Je dis ça pour la romance. Notre musique n’était pas punk, mais l’intention, oui. Et la manière dont ça s’est construit et dont on se gérait, oui. Baptiste [l’autre membre du duo, ndlr] m’a tout appris, c’est lui qui m’a donné confiance, transmis des valeurs. Mais quand j’y repense, Baptiste était un punk, dans l’appréhension de la scène, dans le processus de travail. Je garderai ce petit côté, notamment dans le processus autonome. Je veux apprendre à tout faire moi-même.
En couverture des Inrocks, encensée par Télérama, etc, etc. Ton statut change à une vitesse folle, comment vis-tu ça ?

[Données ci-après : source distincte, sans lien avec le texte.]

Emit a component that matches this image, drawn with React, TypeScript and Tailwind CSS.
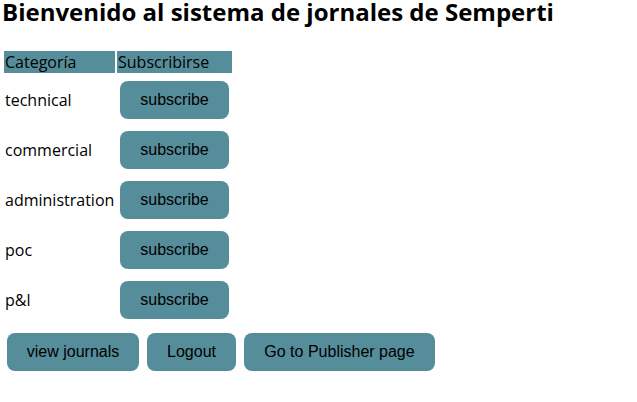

Je n’ai pas encore eu le temps d’y penser. Après la création des Trans Musicales, j’ai été malade et j’ai pas eu le temps de beaucoup me reposer. Mais je sens bien que mon agenda se remplit. C’est hallucinant, après toute cette période de travail en solitaire.
C’est parfois violent ?
C’est d’abord gentil, car on s’intéresse à ma musique. Tellement de musiciens composent sans qu’on ne s’intéresse à eux. Même s’il y a des gens anti-succès, à partir du moment où tu fais des disques et de la scène, ce n’est pas pour le garder pour toi. Parfois seulement, je me dis que je ferais mieux de composer dans mon studio plutôt que parler de mon truc, mais sinon c’est tout. Parce que j’aime écrire tout le temps, c’est ce que j’ai toujours aimé. Je ne veux pas changer ça. Je ne peux pas faire autrement, de toute façon. Les gens le verraient. Et puis je n’ai pas de filtre, je ne vais pas me faire passer pour une fille que je ne suis pas.